Search the material for the string "styles" and copy each line where it occurs.

--- DATASET SECTION ---

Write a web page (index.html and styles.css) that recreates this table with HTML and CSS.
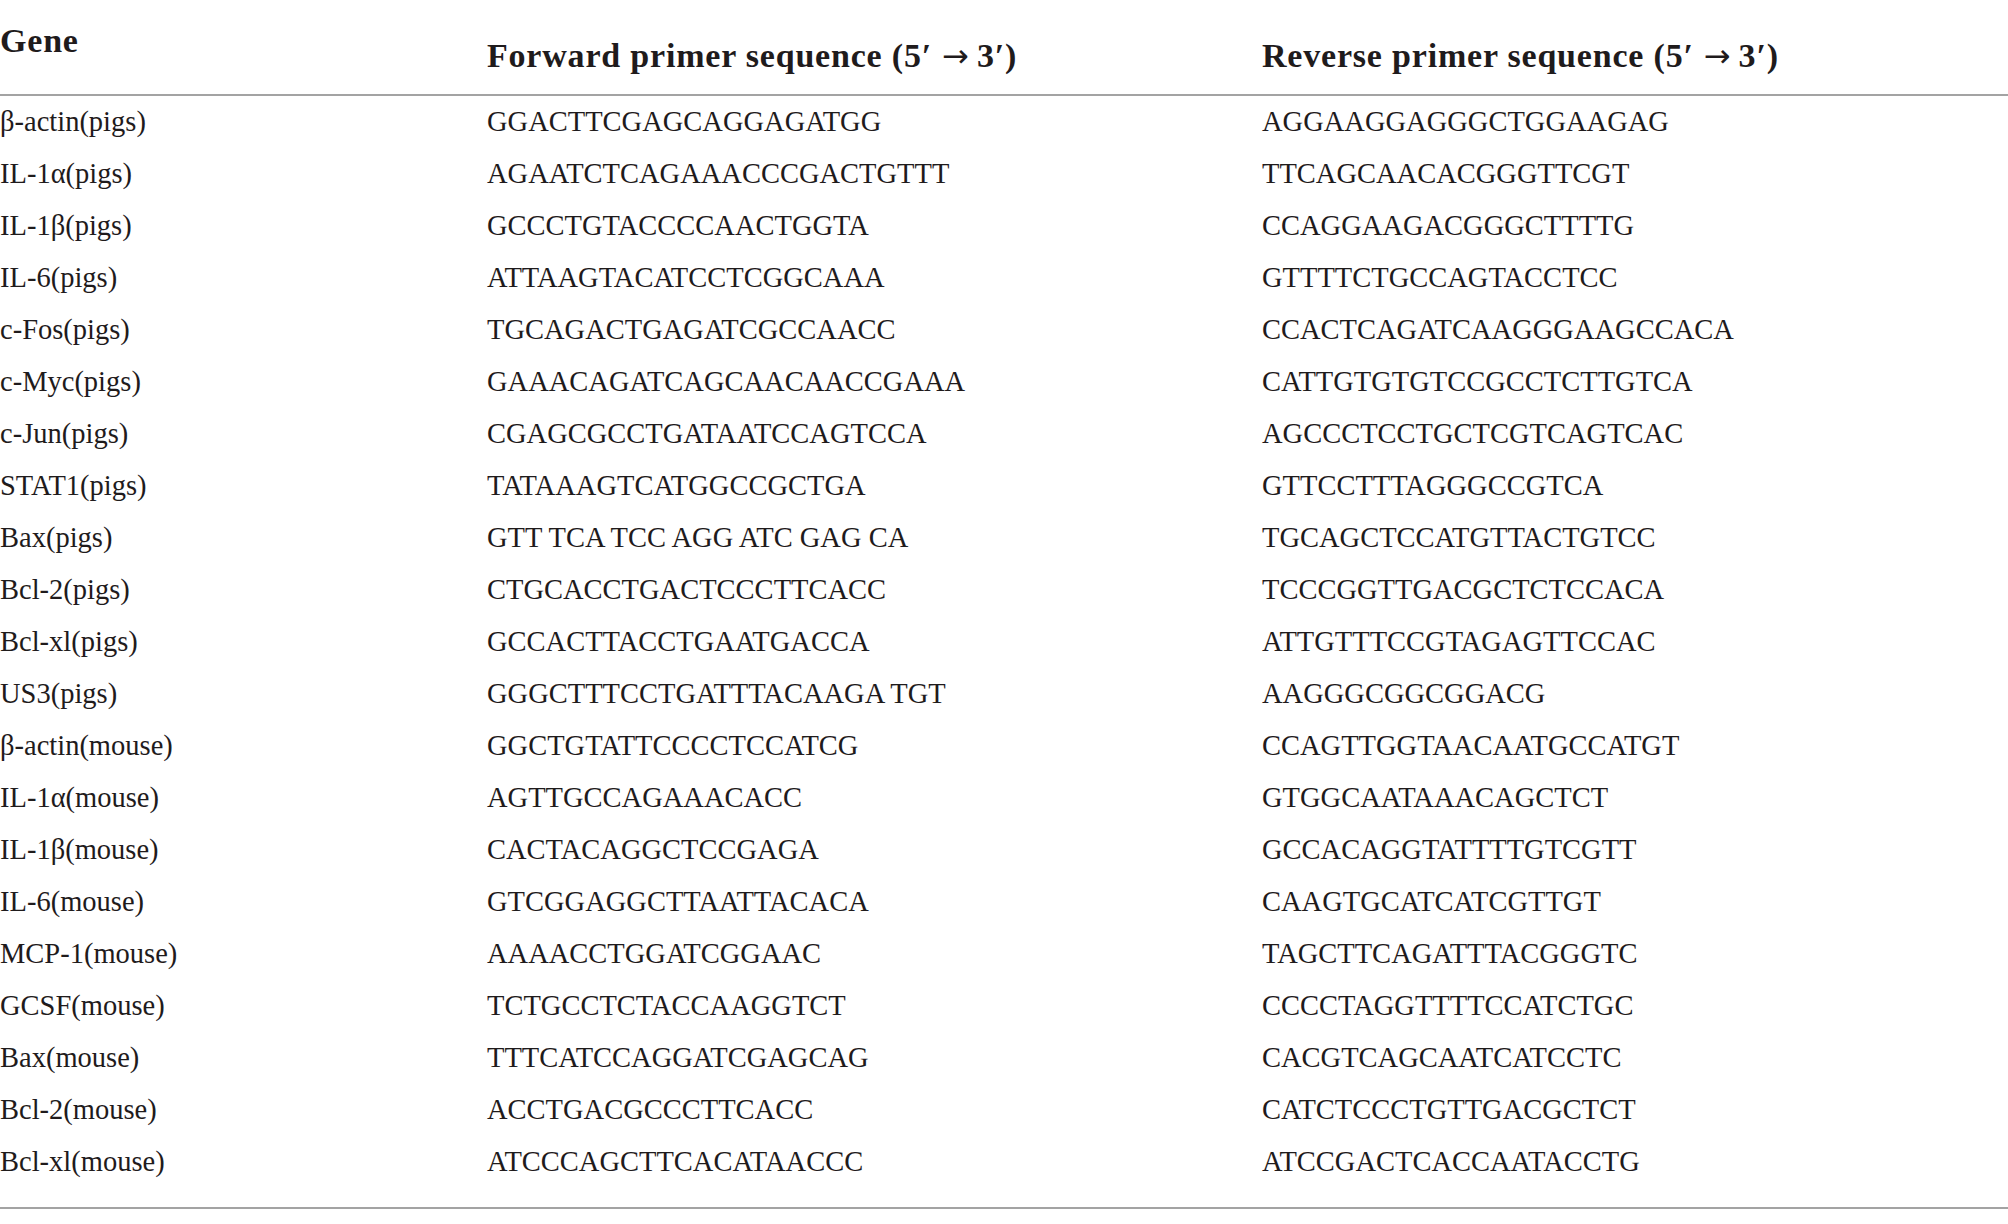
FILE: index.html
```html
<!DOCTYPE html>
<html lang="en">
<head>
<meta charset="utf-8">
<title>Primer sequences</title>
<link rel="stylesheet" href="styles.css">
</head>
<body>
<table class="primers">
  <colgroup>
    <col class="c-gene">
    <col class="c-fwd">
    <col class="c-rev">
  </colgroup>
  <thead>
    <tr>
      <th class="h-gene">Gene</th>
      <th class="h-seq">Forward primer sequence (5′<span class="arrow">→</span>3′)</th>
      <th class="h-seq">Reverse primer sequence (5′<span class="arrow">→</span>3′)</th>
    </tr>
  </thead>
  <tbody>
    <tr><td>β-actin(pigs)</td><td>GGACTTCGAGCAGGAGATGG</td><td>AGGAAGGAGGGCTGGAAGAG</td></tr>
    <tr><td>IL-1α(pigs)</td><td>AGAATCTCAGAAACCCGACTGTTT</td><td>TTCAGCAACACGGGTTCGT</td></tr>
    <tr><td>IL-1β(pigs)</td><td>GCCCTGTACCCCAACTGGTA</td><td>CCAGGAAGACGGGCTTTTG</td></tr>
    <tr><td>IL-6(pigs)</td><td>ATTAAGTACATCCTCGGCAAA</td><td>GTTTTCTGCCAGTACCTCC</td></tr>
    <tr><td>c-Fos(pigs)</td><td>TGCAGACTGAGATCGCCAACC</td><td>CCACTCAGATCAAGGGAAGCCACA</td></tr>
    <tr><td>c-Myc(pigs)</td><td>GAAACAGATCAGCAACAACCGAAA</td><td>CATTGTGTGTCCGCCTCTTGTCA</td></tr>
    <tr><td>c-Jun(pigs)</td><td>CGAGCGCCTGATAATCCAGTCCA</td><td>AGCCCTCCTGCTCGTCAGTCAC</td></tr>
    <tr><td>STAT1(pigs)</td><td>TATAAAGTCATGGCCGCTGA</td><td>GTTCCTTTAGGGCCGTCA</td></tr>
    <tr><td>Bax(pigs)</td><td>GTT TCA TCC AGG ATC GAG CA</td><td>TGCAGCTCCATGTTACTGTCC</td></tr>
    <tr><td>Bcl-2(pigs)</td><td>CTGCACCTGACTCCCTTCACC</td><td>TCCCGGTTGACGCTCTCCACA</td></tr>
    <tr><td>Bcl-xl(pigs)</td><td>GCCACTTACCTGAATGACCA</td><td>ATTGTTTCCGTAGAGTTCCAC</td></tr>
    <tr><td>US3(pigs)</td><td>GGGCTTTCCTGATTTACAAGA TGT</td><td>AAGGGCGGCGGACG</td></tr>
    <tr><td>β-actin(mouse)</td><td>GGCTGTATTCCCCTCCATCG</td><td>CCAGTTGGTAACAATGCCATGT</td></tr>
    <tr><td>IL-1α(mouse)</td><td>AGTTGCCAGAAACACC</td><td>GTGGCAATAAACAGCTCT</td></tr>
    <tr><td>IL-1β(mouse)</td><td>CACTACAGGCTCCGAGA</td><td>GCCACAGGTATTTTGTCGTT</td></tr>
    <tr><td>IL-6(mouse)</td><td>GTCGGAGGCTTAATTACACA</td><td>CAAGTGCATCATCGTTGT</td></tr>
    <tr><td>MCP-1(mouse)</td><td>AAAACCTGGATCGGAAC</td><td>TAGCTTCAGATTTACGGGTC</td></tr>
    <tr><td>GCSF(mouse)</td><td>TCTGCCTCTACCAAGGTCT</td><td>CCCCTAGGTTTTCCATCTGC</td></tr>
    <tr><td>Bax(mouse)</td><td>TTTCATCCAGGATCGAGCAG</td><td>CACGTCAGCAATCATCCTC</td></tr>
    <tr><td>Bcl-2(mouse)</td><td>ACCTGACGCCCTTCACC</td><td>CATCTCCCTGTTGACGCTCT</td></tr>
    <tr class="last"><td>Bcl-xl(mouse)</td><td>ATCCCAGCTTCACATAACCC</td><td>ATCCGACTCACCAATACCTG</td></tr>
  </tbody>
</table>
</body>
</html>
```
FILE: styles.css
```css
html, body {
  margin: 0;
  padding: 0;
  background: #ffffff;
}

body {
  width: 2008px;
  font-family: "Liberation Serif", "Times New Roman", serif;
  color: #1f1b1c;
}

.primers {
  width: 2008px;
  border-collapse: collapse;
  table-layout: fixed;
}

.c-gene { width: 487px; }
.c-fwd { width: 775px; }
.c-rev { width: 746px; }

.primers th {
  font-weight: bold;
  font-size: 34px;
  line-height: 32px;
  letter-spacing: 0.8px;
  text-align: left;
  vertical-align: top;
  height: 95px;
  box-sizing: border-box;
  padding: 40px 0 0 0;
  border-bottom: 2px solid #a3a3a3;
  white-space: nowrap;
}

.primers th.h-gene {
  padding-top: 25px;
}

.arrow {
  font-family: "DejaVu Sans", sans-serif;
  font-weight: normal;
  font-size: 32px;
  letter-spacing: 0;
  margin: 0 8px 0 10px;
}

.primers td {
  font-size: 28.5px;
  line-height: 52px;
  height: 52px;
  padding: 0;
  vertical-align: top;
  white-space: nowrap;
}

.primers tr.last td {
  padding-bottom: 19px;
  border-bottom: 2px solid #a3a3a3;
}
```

---

*SOLUTION FOR THIS PROBLEM:*
Write a web page (index.html and styles.css) that recreates this table with HTML and CSS.
<link rel="stylesheet" href="styles.css">
FILE: styles.css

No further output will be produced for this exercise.